September 2025 update: First-wave companies reporting under European Sustainability Reporting Standards (ESRS) can continue applying phase-in reliefs until FY27 and delay application of four standards (ESRS E4 Biodiversity and ecosystems, S2 Workers in the value chain, S3 Water and marine resources and S4 Consumers and end-users) under the European Commission’s quick fix amendments.

      Additionally, the Commission has recommended for companies outside the scope of the CSRDto apply a voluntary reporting standard, VSME2.

      This article was published on 27 February 2025. It was last updated on 2 October 2025 to reflect these changes.

      Highlights

      The European Commission has released an Omnibus package of proposals to reduce sustainability reporting and due diligence requirements.

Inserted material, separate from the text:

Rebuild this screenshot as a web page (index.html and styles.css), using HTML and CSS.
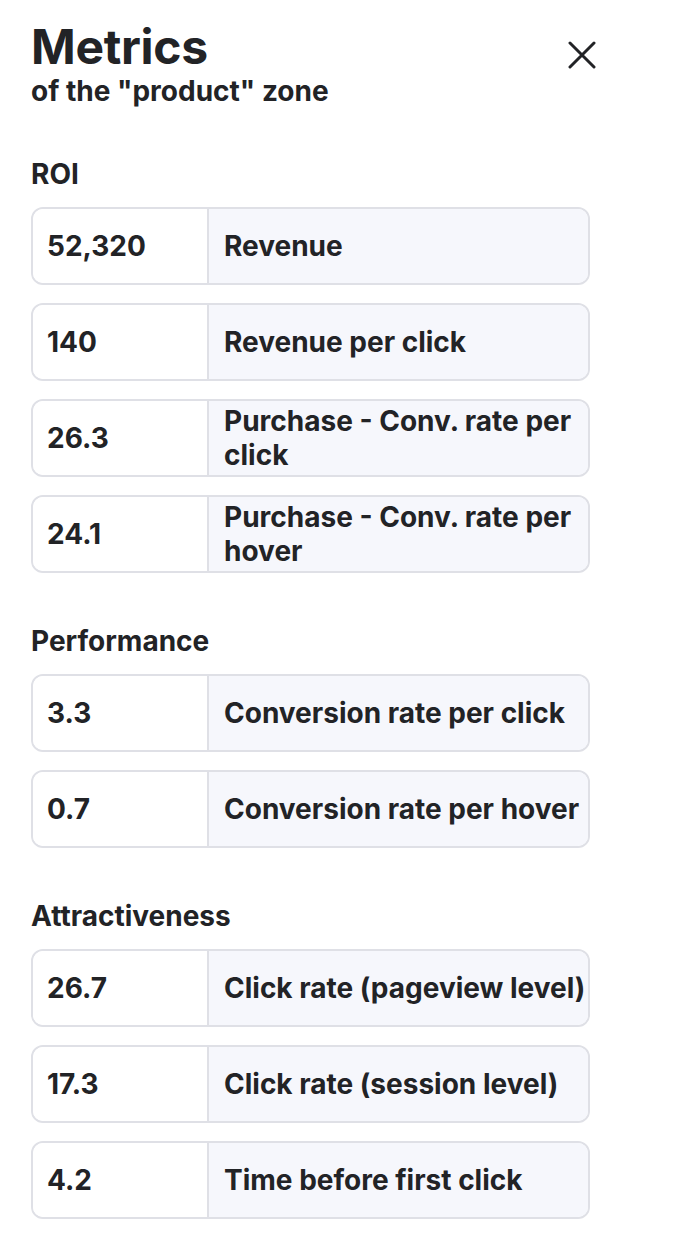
FILE: index.html
```html
<!DOCTYPE html>
<html lang="en">

<head>
    <meta charset="UTF-8">
    <meta name="viewport" content="width=device-width, initial-scale=1.0">
    <title>Metrics</title>
    <link rel="stylesheet" href="styles.css">
</head>

<body>
    <div class="panel">
        <div class="head">
            <div>
                <h1 class="title">Metrics</h1>
                <div class="subtitle">of the "product" zone</div>
            </div>
            <button class="close" aria-label="Close">
                <svg width="28" height="28" viewBox="0 0 28 28">
                    <path d="M2 2 L26 26 M26 2 L2 26" stroke="#222326" stroke-width="3" stroke-linecap="round" fill="none" />
                </svg>
            </button>
        </div>

        <div class="group">
            <h2 class="group-title">ROI</h2>
            <div class="metric"><div class="value">52,320</div><div class="label">Revenue</div></div>
            <div class="metric"><div class="value">140</div><div class="label">Revenue per click</div></div>
            <div class="metric"><div class="value">26.3</div><div class="label">Purchase - Conv. rate per click</div></div>
            <div class="metric"><div class="value">24.1</div><div class="label">Purchase - Conv. rate per hover</div></div>
        </div>

        <div class="group">
            <h2 class="group-title">Performance</h2>
            <div class="metric"><div class="value">3.3</div><div class="label">Conversion rate per click</div></div>
            <div class="metric"><div class="value">0.7</div><div class="label">Conversion rate per hover</div></div>
        </div>

        <div class="group">
            <h2 class="group-title">Attractiveness</h2>
            <div class="metric"><div class="value">26.7</div><div class="label">Click rate (pageview level)</div></div>
            <div class="metric"><div class="value">17.3</div><div class="label">Click rate (session level)</div></div>
            <div class="metric"><div class="value">4.2</div><div class="label">Time before first click</div></div>
        </div>
    </div>
</body>

</html>
```

FILE: styles.css
```css
body {
    margin: 0;
    background: #ffffff;
    color: #222326;
    font-family: Inter, "Noto Sans", sans-serif;
}

.panel {
    width: 559px;
    padding: 20px 0 40px 31px;
}

.head {
    display: flex;
    justify-content: space-between;
    align-items: flex-start;
}

.title {
    margin: 0;
    font-size: 48px;
    line-height: 54px;
    font-weight: 700;
    letter-spacing: -0.3px;
}

.subtitle {
    font-size: 28px;
    line-height: 34px;
    font-weight: 700;
}

.close {
    border: none;
    background: none;
    padding: 0;
    margin: 21px -6px 0 0;
    width: 28px;
    height: 28px;
    cursor: pointer;
}

.group {
    display: flex;
    flex-direction: column;
    gap: 18px;
    margin-bottom: 53px;
}

.head + .group {
    margin-top: 51px;
}

.group-title {
    margin: 0;
    font-size: 28px;
    line-height: 30px;
    font-weight: 700;
}

.metric {
    display: grid;
    grid-template-columns: 176px 1fr;
    height: 78px;
    box-sizing: border-box;
    border: 2px solid #dfe0e6;
    border-radius: 12px;
    overflow: hidden;
    font-size: 28px;
    line-height: 34px;
    font-weight: 700;
}

.value {
    display: flex;
    align-items: center;
    padding-left: 14px;
    border-right: 2px solid #dfe0e6;
    background: #ffffff;
}

.label {
    display: flex;
    align-items: center;
    padding: 0 0 0 15px;
    background: #f6f7fc;
}
```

      As part of this Omnibus package only the largest companies would report under ESRS; a subset of those companies would continue to report under the EU Taxonomy. These changes would need to be approved by the European Parliament and the Council of the EU, and transposed into national law, to become effective.

      This process is ongoing and an agreement is expected at the earliest in late 2025.

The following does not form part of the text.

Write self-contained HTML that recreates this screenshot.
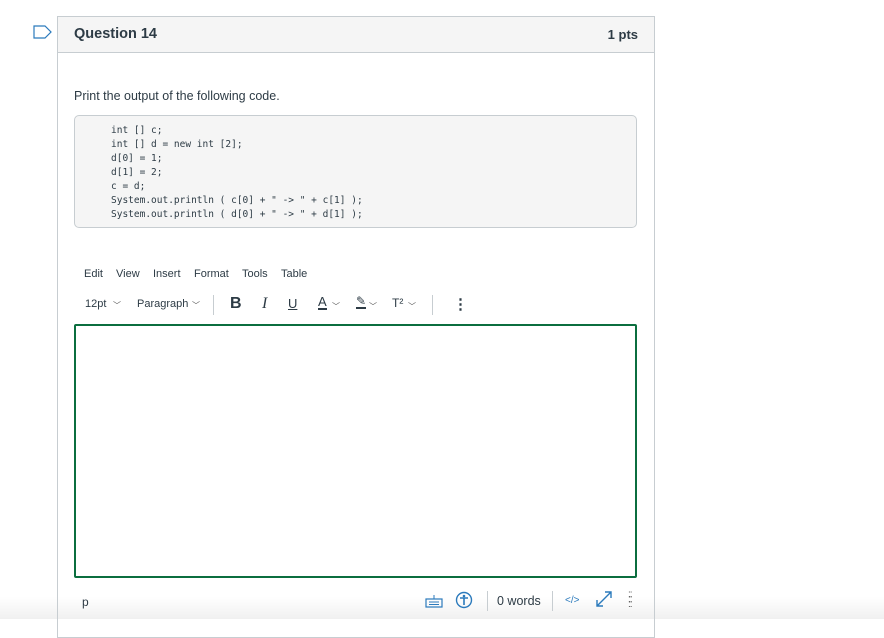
<!DOCTYPE html>
<html><head><style>
body{margin:0;width:884px;height:619px;background:#fff;font-family:"Liberation Sans",sans-serif;color:#2d3b45;position:relative;overflow:hidden}
.box{position:absolute;left:57px;top:16px;width:596px;height:620px;border:1px solid #c7cdd1;}
.hdr{height:35px;background:#f5f5f5;border-bottom:1px solid #c7cdd1;position:relative}
.hdr .t{position:absolute;left:16px;top:9px;font-size:14.5px;font-weight:bold}
.hdr .p{position:absolute;right:16px;top:10px;font-size:13px;font-weight:bold}
.q{position:absolute;left:16px;top:72px;font-size:12.5px}
.code{position:absolute;left:16px;top:98px;width:563px;height:113px;background:#f5f5f5;border:1px solid #c7cdd1;border-radius:5px;box-sizing:border-box}
.code pre{margin:0;position:absolute;left:36px;top:8px;font-family:"DejaVu Sans Mono","Liberation Mono",monospace;font-size:9.5px;line-height:14px;color:#2d3b45}
.menu span{position:absolute;top:251px;font-size:11px}
.tb span,.tb b,.tb i{position:absolute;white-space:nowrap}
.ed{position:absolute;left:16px;top:307px;width:563px;height:254px;border:2px solid #0b6e3f;box-sizing:border-box;border-radius:2px}
.sb{position:absolute;left:0;top:574px;width:884px;height:45px;background:linear-gradient(#fff,#fff 50%,#f0f0f0)}
.sep{width:1px;height:20px;background:#c7cdd1;display:inline-block}
.chev{font-size:8px;color:#555}
</style></head><body>
<svg style="position:absolute;left:33px;top:25px" width="20" height="14"><path d="M1 1H12L18 7L12 13H1Z" fill="none" stroke="#2b7abc" stroke-width="1.2"/></svg>
<div class="sb"></div>
<div class="box">
<div class="hdr"><div class="t">Question 14</div><div class="p">1 pts</div></div>
<div class="q">Print the output of the following code.</div>
<div class="code"><pre>int [] c;
int [] d = new int [2];
d[0] = 1;
d[1] = 2;
c = d;
System.out.println ( c[0] + " -&gt; " + c[1] );
System.out.println ( d[0] + " -&gt; " + d[1] );</pre></div>
<div class="menu"><span style="left:26px">Edit</span><span style="left:58px">View</span><span style="left:95px">Insert</span><span style="left:136px">Format</span><span style="left:184px">Tools</span><span style="left:223px">Table</span></div>
<div class="tb" style="position:absolute;left:0;top:0">
<span style="left:27px;top:281px;font-size:11px">12pt</span><span class="chev" style="left:55px;top:283px">﹀</span>
<span style="left:79px;top:281px;font-size:11px">Paragraph</span><span class="chev" style="left:134px;top:283px">﹀</span>
<span class="sep" style="left:155px;top:278px"></span>
<span style="left:172px;top:278px;font-size:16px;font-weight:bold">B</span>
<i style="left:204px;top:278px;font-family:'Liberation Serif';font-size:16px">I</i>
<span style="left:230px;top:279px;font-size:13px;text-decoration:underline">U</span>
<span style="left:260px;top:279px;font-size:13px;border-bottom:2px solid #2d3b45;line-height:12px">A</span><span class="chev" style="left:274px;top:284px">﹀</span>
<span style="left:298px;top:279px;font-size:12px;border-bottom:2px solid #2d3b45;line-height:11px">✎</span><span class="chev" style="left:311px;top:284px">﹀</span>
<span style="left:334px;top:279px;font-size:12px">T²</span><span class="chev" style="left:350px;top:284px">﹀</span>
<span class="sep" style="left:374px;top:278px"></span>
<b style="left:395px;top:278px;font-size:15px">⋮</b>
</div>
<div class="ed"></div>
<div style="position:absolute;left:24px;top:578px;font-size:12px">p</div>
<svg style="position:absolute;left:367px;top:577px" width="18" height="14"><rect x="1" y="5" width="16" height="8" fill="none" stroke="#2b7abc" stroke-width="1.2"/><path d="M4 8h10M4 10.5h10M9 5V1" stroke="#2b7abc"/></svg>
<svg style="position:absolute;left:397px;top:574px" width="18" height="18"><circle cx="9" cy="9" r="7.5" fill="none" stroke="#2b7abc" stroke-width="1.4"/><circle cx="9" cy="5" r="1.3" fill="#2b7abc"/><path d="M5 7h8M9 7v7" stroke="#2b7abc" stroke-width="1.6"/></svg>
<span class="sep" style="position:absolute;left:429px;top:574px"></span>
<div style="position:absolute;left:439px;top:577px;font-size:12.5px">0 words</div>
<span class="sep" style="position:absolute;left:494px;top:574px"></span>
<div style="position:absolute;left:507px;top:578px;font-size:10px;color:#2b7abc">&lt;/&gt;</div>
<svg style="position:absolute;left:537px;top:573px" width="18" height="18"><path d="M2 16L16 2M10 2h6v6M2 10v6h6" fill="none" stroke="#2b7abc" stroke-width="1.4"/></svg>
<div style="position:absolute;left:570px;top:575px;font-size:10px;line-height:5px;color:#555;letter-spacing:-1px">::<br>::<br>::</div>
</div>
</body></html>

      To allow for time to agree these changes, the EU has postponed mandatory ESRS reporting for second- and third-wave companies by two years under its ‘Stop the clock’ directive.

      Mark Vaessen

      Partner

      KPMG in the Netherlands

      The Commission’s proposals represent a first step towards reducing sustainability reporting requirements in the EU. Striking the right balance between stakeholder needs and the costs to preparers while maintaining the spirit of the EU Green Deal will be a delicate exercise.

      Mark Vaessen

      Chair, Global Corporate & Sustainability Reporting Topic Team

      Reducing the number of companies in scope

      Under the proposed ‘Content directive’, only large3 companies with more than 1,000 employees would be in scope of the CSRD and therefore required to report under ESRS. The Commission estimates this would decrease the number of companies in scope by approximately 80 percent.

      The final threshold will not be known until the amendments have been agreed.

      table

      Simplifying ESRS

      Alongside communicating its first Omnibus package, the Commission mandated EFRAG4 to amend ESRS to substantially reduce the volume of disclosures. EFRAG released an exposure draft for public consultation on 31 July. Read our guide on the proposed changes and KPMG’s response to the consultation.   

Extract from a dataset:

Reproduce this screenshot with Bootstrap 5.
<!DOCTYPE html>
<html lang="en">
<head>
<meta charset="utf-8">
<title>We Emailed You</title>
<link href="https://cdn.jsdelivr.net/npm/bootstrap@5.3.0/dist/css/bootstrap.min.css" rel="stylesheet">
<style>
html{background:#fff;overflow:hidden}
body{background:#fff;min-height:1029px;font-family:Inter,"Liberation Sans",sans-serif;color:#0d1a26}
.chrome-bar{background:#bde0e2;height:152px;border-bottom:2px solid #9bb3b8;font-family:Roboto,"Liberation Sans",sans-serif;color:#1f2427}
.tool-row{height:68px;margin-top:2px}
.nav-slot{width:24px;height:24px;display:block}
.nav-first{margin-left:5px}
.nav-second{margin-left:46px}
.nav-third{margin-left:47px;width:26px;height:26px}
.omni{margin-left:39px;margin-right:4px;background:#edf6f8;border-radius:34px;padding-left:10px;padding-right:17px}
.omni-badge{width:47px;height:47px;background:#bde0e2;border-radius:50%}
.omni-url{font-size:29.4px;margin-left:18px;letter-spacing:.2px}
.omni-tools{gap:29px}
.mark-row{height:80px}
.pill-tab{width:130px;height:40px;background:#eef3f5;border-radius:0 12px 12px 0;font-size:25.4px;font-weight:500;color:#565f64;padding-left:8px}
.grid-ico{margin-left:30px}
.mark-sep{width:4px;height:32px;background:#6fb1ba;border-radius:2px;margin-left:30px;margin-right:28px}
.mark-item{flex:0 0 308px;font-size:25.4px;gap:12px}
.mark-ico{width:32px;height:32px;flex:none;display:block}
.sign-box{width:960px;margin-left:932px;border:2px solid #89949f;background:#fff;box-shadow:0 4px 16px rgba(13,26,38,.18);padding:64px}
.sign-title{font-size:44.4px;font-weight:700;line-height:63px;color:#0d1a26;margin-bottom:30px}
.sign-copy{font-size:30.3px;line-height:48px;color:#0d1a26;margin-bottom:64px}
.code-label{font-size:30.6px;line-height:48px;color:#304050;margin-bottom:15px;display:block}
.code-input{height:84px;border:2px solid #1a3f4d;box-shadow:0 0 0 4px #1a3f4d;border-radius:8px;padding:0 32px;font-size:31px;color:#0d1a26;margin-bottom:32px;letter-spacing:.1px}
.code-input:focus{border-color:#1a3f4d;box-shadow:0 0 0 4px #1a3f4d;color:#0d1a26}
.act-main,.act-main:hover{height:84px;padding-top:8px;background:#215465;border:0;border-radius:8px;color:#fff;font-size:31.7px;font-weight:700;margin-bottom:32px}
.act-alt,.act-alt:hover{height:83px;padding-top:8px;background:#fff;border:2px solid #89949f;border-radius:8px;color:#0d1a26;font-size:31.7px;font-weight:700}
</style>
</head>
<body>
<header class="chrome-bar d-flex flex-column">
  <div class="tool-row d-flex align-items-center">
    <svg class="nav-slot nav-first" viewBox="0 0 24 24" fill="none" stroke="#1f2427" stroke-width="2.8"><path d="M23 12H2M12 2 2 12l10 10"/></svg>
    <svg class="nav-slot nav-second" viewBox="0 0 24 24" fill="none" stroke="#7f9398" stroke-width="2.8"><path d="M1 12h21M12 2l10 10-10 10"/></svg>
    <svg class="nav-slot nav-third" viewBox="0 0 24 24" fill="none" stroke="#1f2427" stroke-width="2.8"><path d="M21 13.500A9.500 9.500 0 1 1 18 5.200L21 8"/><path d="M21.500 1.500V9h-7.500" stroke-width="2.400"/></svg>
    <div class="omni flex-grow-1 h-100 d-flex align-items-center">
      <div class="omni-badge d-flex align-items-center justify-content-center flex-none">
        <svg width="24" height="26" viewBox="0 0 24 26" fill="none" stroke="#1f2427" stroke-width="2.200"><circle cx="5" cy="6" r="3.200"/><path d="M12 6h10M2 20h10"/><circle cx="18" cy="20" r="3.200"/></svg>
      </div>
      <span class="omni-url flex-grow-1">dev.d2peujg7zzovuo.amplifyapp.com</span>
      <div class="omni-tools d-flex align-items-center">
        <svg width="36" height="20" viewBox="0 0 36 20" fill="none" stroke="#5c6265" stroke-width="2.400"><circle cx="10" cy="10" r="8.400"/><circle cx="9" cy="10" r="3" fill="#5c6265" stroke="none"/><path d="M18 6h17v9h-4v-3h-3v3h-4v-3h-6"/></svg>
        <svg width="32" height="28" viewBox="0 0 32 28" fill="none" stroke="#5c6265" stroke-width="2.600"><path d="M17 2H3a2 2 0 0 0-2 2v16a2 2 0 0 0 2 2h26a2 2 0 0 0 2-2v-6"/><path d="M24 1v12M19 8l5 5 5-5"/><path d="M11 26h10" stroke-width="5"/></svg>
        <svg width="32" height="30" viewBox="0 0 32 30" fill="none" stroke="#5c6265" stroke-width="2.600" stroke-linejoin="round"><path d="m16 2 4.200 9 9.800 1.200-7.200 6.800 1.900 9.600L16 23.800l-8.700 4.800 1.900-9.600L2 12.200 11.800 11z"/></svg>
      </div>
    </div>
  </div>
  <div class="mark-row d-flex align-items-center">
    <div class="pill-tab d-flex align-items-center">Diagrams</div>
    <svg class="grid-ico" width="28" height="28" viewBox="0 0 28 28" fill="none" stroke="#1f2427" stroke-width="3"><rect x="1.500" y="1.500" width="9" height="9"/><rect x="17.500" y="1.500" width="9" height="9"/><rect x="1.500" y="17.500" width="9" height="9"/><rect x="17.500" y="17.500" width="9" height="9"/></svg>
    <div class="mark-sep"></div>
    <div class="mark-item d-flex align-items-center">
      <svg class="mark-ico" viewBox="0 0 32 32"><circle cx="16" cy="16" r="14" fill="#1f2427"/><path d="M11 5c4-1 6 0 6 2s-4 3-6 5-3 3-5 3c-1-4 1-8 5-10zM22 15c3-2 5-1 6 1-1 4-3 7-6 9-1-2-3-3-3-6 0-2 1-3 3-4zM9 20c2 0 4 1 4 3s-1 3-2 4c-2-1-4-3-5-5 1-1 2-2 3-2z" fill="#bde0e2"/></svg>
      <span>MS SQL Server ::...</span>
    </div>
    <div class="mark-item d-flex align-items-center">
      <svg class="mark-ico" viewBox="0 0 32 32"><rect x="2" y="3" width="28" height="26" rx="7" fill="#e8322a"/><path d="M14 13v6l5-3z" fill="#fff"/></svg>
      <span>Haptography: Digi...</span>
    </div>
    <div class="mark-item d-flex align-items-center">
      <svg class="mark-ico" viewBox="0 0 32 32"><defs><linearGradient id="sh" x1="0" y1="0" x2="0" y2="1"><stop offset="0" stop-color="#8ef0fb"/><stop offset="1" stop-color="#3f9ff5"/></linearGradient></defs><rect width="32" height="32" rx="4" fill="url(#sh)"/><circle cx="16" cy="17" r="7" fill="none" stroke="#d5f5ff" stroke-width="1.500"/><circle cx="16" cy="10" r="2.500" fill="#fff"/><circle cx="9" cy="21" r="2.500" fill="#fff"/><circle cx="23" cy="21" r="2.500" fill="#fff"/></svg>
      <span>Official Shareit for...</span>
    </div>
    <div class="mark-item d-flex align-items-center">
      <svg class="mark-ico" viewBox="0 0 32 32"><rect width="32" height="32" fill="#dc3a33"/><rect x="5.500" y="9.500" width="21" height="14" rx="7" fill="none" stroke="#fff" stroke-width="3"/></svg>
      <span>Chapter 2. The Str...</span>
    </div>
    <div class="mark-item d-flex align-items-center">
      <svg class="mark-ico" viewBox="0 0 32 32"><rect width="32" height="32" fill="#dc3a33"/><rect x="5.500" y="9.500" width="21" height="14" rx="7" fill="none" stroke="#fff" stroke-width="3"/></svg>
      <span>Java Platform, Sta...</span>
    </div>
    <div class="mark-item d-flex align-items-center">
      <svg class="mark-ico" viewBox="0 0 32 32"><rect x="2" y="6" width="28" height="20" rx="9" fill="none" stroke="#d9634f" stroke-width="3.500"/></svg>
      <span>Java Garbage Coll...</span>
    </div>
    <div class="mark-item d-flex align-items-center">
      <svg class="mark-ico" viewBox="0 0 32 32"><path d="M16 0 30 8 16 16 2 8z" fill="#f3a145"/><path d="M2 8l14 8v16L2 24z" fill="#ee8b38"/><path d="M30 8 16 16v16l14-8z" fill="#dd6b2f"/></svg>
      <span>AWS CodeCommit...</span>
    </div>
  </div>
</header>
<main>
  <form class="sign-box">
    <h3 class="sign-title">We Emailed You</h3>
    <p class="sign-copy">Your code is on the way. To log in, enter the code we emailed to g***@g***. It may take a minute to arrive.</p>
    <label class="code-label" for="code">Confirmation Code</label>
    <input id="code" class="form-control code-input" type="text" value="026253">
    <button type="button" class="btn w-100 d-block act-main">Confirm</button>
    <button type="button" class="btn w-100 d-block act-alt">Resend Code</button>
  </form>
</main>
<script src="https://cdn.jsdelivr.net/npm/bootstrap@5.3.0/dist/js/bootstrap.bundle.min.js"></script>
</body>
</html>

      Under the proposals, the Commission no longer plans to adopt sector-specific standards.

      Limiting the scope and amending the content of the EU Taxonomy

      The Commission proposes making the EU Taxonomy mandatory for only a subset of large companies – i.e. those with:

      • more than 1,000 employees; and
      • a net turnover of more than EUR 450 million.

      In contrast, companies wanting to claim voluntarily that their activities are taxonomy-aligned would, as a minimum, need to disclose KPIs on turnover and capital expenditure.

      Additionally, the Commission is working to simplify the EU Taxonomy, including introducing a materiality threshold, simplifying the ‘Do No Significant Harm’ criteria on pollution and revising the reporting templates. These changes would apply initially in FY25 for reporting in 2026. Read more in our article.

      What other key changes are proposed?

      The Commission proposes changing the CSRD to protect smaller companies (up to 1,000 employees) by limiting the ‘trickle-down effect’. Requests for value chain information could not exceed what would be reported under an amended voluntary reporting standard for SMEs.

      The CSRD would still require limited assurance, but the Commission no longer intends to move to reasonable assurance. In addition, the deadline for a European limited assurance standard would be removed.

      On the CSDDD5, the Commission proposes significant changes to reduce the compliance burden on companies. The proposals include delaying initial application by one year, reducing the number of business partners and stakeholders to consider, and less frequent assessments.

      How can companies prepare for the changes?

      With the EU due process ongoing, now is a good time for companies to identify any ‘no-regret moves’ that they can focus on, such as:

      • revisiting CSRD scoping to understand how the proposed changes in thresholds might influence reporting;
      • reprioritising efforts and focusing on strategic actions that go beyond compliance, for example:
        • transition planning;
        • materiality assessment; and
        • a focus on the data that is relied on for strategic decision making.
      • continuing dialogue with stakeholders around policies, actions and targets across material topics and clarifying sustainability-related messaging; and
      • with reporting under IFRS® Sustainability Disclosure Standards from the ISSB5 on the horizon in various major jurisdictions outside the EU, considering moving forward on climate, particularly preparing Scope 1, 2 and 3 greenhouse gas emissions inventory and identifying and mitigating climate-related risks.

      What's next?

      The proposed Content directive could be subject to change as it progresses through the European Parliament and the Council of the EU. It would need to be transposed into national law before it becomes effective. We’ll continue to monitor the developments – follow KPMG IFRS on LinkedIn for further updates.


      1 Corporate Sustainability Reporting Directive.

      2 Voluntary sustainability reporting standard for non-listed small and medium-sized entities (SMEs), developed by the European Financial Reporting Advisory Group (EFRAG).

      3 Large companies are those that, on the balance sheet date, meet two out of the following three criteria: 250 employees, net revenue of EUR 50 million, and EUR 25 million in total assets.

      4 The advisory body to the EU on corporate reporting.

      5 The Corporate Sustainability Due Diligence Directive.

      6 International Sustainability Standards Board.